Teachers’ Low Morale

January 4, 2013 12:00 am Published by Leave your thoughts

The Unions tell us that teachers are suffering from seriously low morale. Apparently, the majority of teachers asked what Mr Gove’s New Year resolution should be, have replied, “I should resign”.
For the first time in my life, if a youngster were to ask me if s/he should become a teacher, I would find myself feeling intensely uncomfortable repeating the old mantra about teaching being an honourable profession, a caring profession… In fact, a vocation.
If you want a vocation, then seek the priesthood!
Teaching is a paid job like any other job – with one difference.
Teachers are now helpless.
They are helpless because they have no power to discipline wayward students. Helpless because their hands are tied when it comes to what and how students should learn.
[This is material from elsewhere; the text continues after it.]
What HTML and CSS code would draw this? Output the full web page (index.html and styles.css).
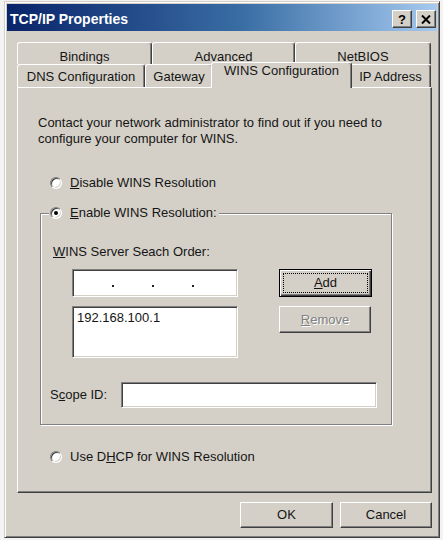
FILE: index.html
```html
<!DOCTYPE html>
<html>
<head>
<meta charset="utf-8">
<title>TCP/IP Properties</title>
<link rel="stylesheet" href="styles.css">
</head>
<body>
<div class="window">
  <div class="titlebar">
    <span class="title">TCP/IP Properties</span>
    <div class="tb-buttons">
      <span class="tb-btn help">?</span>
      <span class="tb-btn close"><svg width="10" height="9" viewBox="0 0 10 9"><path d="M1 0.5 L9 8.5 M9 0.5 L1 8.5" stroke="#000" stroke-width="2" fill="none"/></svg></span>
    </div>
  </div>
  <div class="content">
    <div class="tabs">
      <div class="tab-row back">
        <div class="tab w-bind">Bindings</div>
        <div class="tab w-adv">Advanced</div>
        <div class="tab w-net">NetBIOS</div>
      </div>
      <div class="tab-row front">
        <div class="tab w-dns">DNS Configuration</div>
        <div class="tab w-gw">Gateway</div>
        <div class="tab w-wins selected">WINS Configuration</div>
        <div class="tab w-ip">IP Address</div>
      </div>
    </div>
    <div class="panel">
      <p class="intro">Contact your network administrator to find out if you need to<br>configure your computer for WINS.</p>
      <div class="radio-row disable"><span class="radio"></span><span><u>D</u>isable WINS Resolution</span></div>
      <fieldset class="group">
        <legend><span class="radio checked"></span><span><u>E</u>nable WINS Resolution:</span></legend>
        <div class="search-label"><u>W</u>INS Server Seach Order:</div>
        <div class="server-grid">
          <div class="edit ip"><span class="dot"></span><span class="dot"></span><span class="dot"></span></div>
          <div class="btn default"><span class="focus"><u>A</u>dd</span></div>
          <div class="edit list">192.168.100.1</div>
          <div class="btn disabled"><span><u>R</u>emove</span></div>
        </div>
        <div class="scope-row">
          <span class="scope-label">S<u>c</u>ope ID:</span>
          <div class="edit scope"></div>
        </div>
      </fieldset>
      <div class="radio-row dhcp"><span class="radio"></span><span>Use D<u>H</u>CP for WINS Resolution</span></div>
    </div>
    <div class="dialog-buttons">
      <div class="btn ok">OK</div>
      <div class="btn cancel">Cancel</div>
    </div>
  </div>
</div>
</body>
</html>
```

FILE: styles.css
```css
body {
  margin: 0;
  background: #f3f3f3;
  font-family: "Liberation Sans", Arial, sans-serif;
  font-size: 13px;
  color: #151515;
}

.window {
  margin: 1px 0 0 4px;
  width: 436px;
  height: 537px;
  box-sizing: border-box;
  background: #d4d0c8;
  border: 1px solid;
  border-color: #d4d0c8 #404040 #404040 #d4d0c8;
  box-shadow: inset 1px 1px #fff, inset -1px -1px #808080;
  padding: 2px;
  display: flex;
  flex-direction: column;
}

.titlebar {
  height: 27px;
  box-sizing: border-box;
  background: linear-gradient(to right, #0a246a 0%, #3a6ea5 55%, #a6caf0 100%);
  display: flex;
  align-items: center;
  padding: 3px 1px 0 3px;
  color: #fff;
  font-weight: bold;
  font-size: 14px;
}

.title {
  flex: 1;
}

.tb-buttons {
  display: flex;
  gap: 4px;
}

.tb-btn {
  width: 20px;
  height: 18px;
  box-sizing: border-box;
  background: #d4d0c8;
  border: 1px solid;
  border-color: #fff #404040 #404040 #fff;
  box-shadow: inset -1px -1px #808080;
  display: flex;
  align-items: center;
  justify-content: center;
  color: #000;
  font-size: 13px;
  font-weight: bold;
  line-height: 1;
}

.content {
  padding: 11px 5px 0 10px;
}

.tabs {
  display: flex;
  flex-direction: column;
}

.tab-row {
  display: flex;
}

.tab-row.back {
  height: 22px;
}

.tab-row.front {
  height: 23px;
  align-items: flex-end;
}

.tab {
  box-sizing: border-box;
  height: 100%;
  background: #d4d0c8;
  border-top: 1px solid #fff;
  border-left: 1px solid #fff;
  border-right: 1px solid #404040;
  border-radius: 3px 3px 0 0;
  box-shadow: inset -1px 0 #808080;
  text-align: center;
  line-height: 16px;
}

.back .tab {
  padding-top: 6px;
}

.front .tab {
  height: 23px;
  padding-top: 4px;
}

.w-bind { width: 135px; }
.w-adv { width: 143px; }
.w-net { width: 136px; }
.w-dns { width: 128px; }
.w-gw { width: 68px; }
.w-wins { width: 137px; }
.w-ip { width: 81px; }

.front .tab.selected {
  position: relative;
  z-index: 2;
  height: 26px;
  width: 141px;
  margin: 0 -2px -1px -2px;
  padding-top: 0;
}

.panel {
  box-sizing: border-box;
  height: 406px;
  background: #d4d0c8;
  border: 1px solid;
  border-color: #fff #404040 #404040 #fff;
  box-shadow: inset -1px -1px #808080;
  display: flex;
  flex-direction: column;
  align-items: flex-start;
}

.intro {
  margin: 27px 0 0 20px;
  line-height: 16px;
}

.radio-row {
  display: flex;
  align-items: center;
  gap: 8px;
  height: 16px;
  line-height: 16px;
}

.radio-row.disable {
  margin: 28px 0 0 32px;
}

.radio-row.dhcp {
  margin: 24px 0 0 32px;
}

.radio {
  width: 12px;
  height: 12px;
  box-sizing: border-box;
  border-radius: 50%;
  background: #fff;
  border: 1px solid;
  border-color: #808080 #fff #fff #808080;
  box-shadow: inset 1px 1px #404040, inset -1px -1px #d4d0c8;
  display: flex;
  align-items: center;
  justify-content: center;
}

.radio.checked::after {
  content: "";
  width: 4px;
  height: 4px;
  border-radius: 50%;
  background: #000;
}

.group {
  margin: 14px 0 0 22px;
  width: 352px;
  box-sizing: border-box;
  padding: 0 0 16px 0;
  border: 1px solid #808080;
  box-shadow: inset 1px 1px #fff, 1px 1px #fff;
  min-width: 0;
}

.group legend {
  margin-left: 8px;
  padding: 0 2px 0 1px;
  display: flex;
  align-items: center;
  gap: 8px;
  height: 16px;
  line-height: 16px;
  background: #d4d0c8;
}

.search-label {
  margin: 23px 0 0 12px;
  line-height: 16px;
}

.server-grid {
  margin: 9px 0 0 31px;
  display: grid;
  grid-template-columns: 166px 93px;
  grid-template-rows: 28px 52px;
  column-gap: 41px;
  row-gap: 9px;
}

.edit {
  box-sizing: border-box;
  background: #fff;
  border: 1px solid;
  border-color: #808080 #fff #fff #808080;
  box-shadow: inset 1px 1px #404040, inset -1px -1px #d4d0c8;
}

.edit.ip {
  display: flex;
  align-items: flex-start;
  gap: 38px;
  padding: 15px 0 0 39px;
}

.edit.ip .dot {
  width: 2px;
  height: 2px;
  background: #222;
}

.edit.list {
  padding: 3px 0 0 4px;
  line-height: 16px;
}

.btn {
  box-sizing: border-box;
  background: #d4d0c8;
  border: 1px solid;
  border-color: #fff #404040 #404040 #fff;
  box-shadow: inset -1px -1px #808080;
  display: flex;
  align-items: center;
  justify-content: center;
  line-height: 16px;
}

.btn.default {
  border: 1px solid #000;
  box-shadow: inset 1px 1px #fff, inset -1px -1px #404040, inset -2px -2px #808080;
  padding: 3px;
}

.btn.default .focus {
  flex: 1;
  align-self: stretch;
  border: 1px dotted #000;
  display: flex;
  align-items: center;
  justify-content: center;
}

.btn.disabled {
  align-self: start;
  width: 92px;
  height: 27px;
  color: #808080;
  text-shadow: 1px 1px #fff;
}

.scope-row {
  margin: 24px 0 0 9px;
  display: flex;
  align-items: center;
}

.scope-label {
  width: 71px;
  line-height: 16px;
}

.edit.scope {
  width: 256px;
  height: 26px;
}

.dialog-buttons {
  display: flex;
  justify-content: flex-end;
  gap: 7px;
  margin-top: 9px;
}

.dialog-buttons .btn {
  height: 26px;
}

.btn.ok {
  width: 93px;
}

.btn.cancel {
  width: 92px;
}
```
Helpless because their senior leaders have forgotten what it is like to be in a classroom and teach badly which they invariably did and that is why they were promoted out of their classrooms. Senior leaders, who ask for ridiculously detailed lesson plans, give teachers a non contact period meant for marking which they then invariably take away for cover, ask for data that is useless but looks good, take the student’s side when s/he tells you to “f*ck off”, spend enormous energy “rollicking” you off at every morning briefing, insist on you taking endless voluntary extracurricular activities with students who are barely interested, stupidly give students an afternoon off to watch sports… The list is without end.
Teachers are helpless because the Government changes its mind every five minutes about what education is and how examinations should be handled.
Teachers are helpless because a victimising, pompous and cruel organisation called OfSTED sends in pompous men and women who, invariably, have not taught for decades, to observe a teacher with thirty years behind him/her – for twenty minutes – and then pass judgement on their lifetime teaching skills.
Teachers are helpless because they have no say in the significant reductions being made in their pensions because the Government, in its wisdom, decided to end the final salary scheme and replace it by a lifetime average of their salaries.
Almost every day teachers are subject to incessant pressure from their Government, from virtually useless Local Authorities, from failed leadership and, finally, from ghastly and blind parents.
Aye! There’s the rub. Parents. Teachers are having to be parents to children who come to school hungry and in need of breakfast. To little ones of school age who wear “pull-ups” – a dainty name for nappies. To teenage boys whose adoring single mums can never believe that their angel is anything like others see him being every day of his life. To children whose fathers have cleared off when they were nearly a six week old foetus because they couldn’t care less – ah! Boys will be boys. To children who are bullied. To children who have seen more horrors in their few years of life than most Civil Servants even know could ever take place in our green and pleasant land. To children whose parents are utterly hooked on instant gratification. To children who never read. To children said to have no concentration span but can concentrate on a computer game for hours at a time. To children from whose homes the only conversation is on a television screen. To children whose mum has a mobile phone surgically attached to the side of her face and an endless line of ‘fathers’ who are too broke to take them swimming but can afford cigarettes every day…
The list is endless.
What is missing in this article?
Any mention of teaching so that children could learn. But then who has time to teach with all that is going on at school and all the directives that arrive daily from Tom, Dick or… Mike!
I am reminded of 1979 when a colleague phoned one night to say that the school will be closed if it snows. He phoned again to say that there was “promise of snow”. We had a delightful few days off being snowed in at the end of which he phoned again to say that there was a “threat of a thaw”. Ah! These were the days when Shirley Williams started the process of strangulating the teaching profession before Labour lost to Thatcher who brought in an endless array of self destructive developments for teachers who stupidly embraced them.
When, then, did teaching start to die? When the Comprehensive system was introduced with the ridiculous view that all our students could be lumped together and, to make it work, everything was dumbed down. But that is for another article to be written as soon as I retire from teaching at 68 or 70 or … When? Ask Michael. I hope that he has had a good Christmas and is in a good mood.